As well as interpretive text, each of the key questions above will be answered using images with captions. Quotes will also be used along with a prompt for community participation that links back to the Monument website with an opportunity for visitors to share their own stories online.

A STORY WE KEEP WRITING TOGETHER

Writing the interpretive content wasn’t easy. In fact, before we even began, some urged us to abandon the project. We were told that summing up community experience was so Herculean that it was virtually impossible. But we persisted.

The challenges, we found, were many. As well as reflecting a broad range of diverse community experience and being inclusive, we needed to be concise. We also needed to write for a very wide audience: survivors, educators, kids trying to find themselves, random dog-walkers…

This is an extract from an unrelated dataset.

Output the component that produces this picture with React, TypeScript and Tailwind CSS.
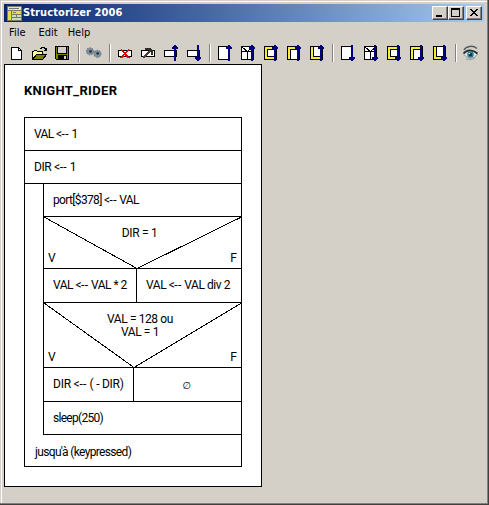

The Fund remains open about the challenges of writing this story. We know it will never be perfect, but feel it’s still worth doing. We engaged as much expert help as possible through the process and, while acknowledging that this content will never be complete, will invite our diverse communities to help tell this story even after these panels are installed.

We each have a journey to share, and we each bring a unique perspective and experience. And, of course, the story of 2SLGBTQI+ justice is one that is still unfolding.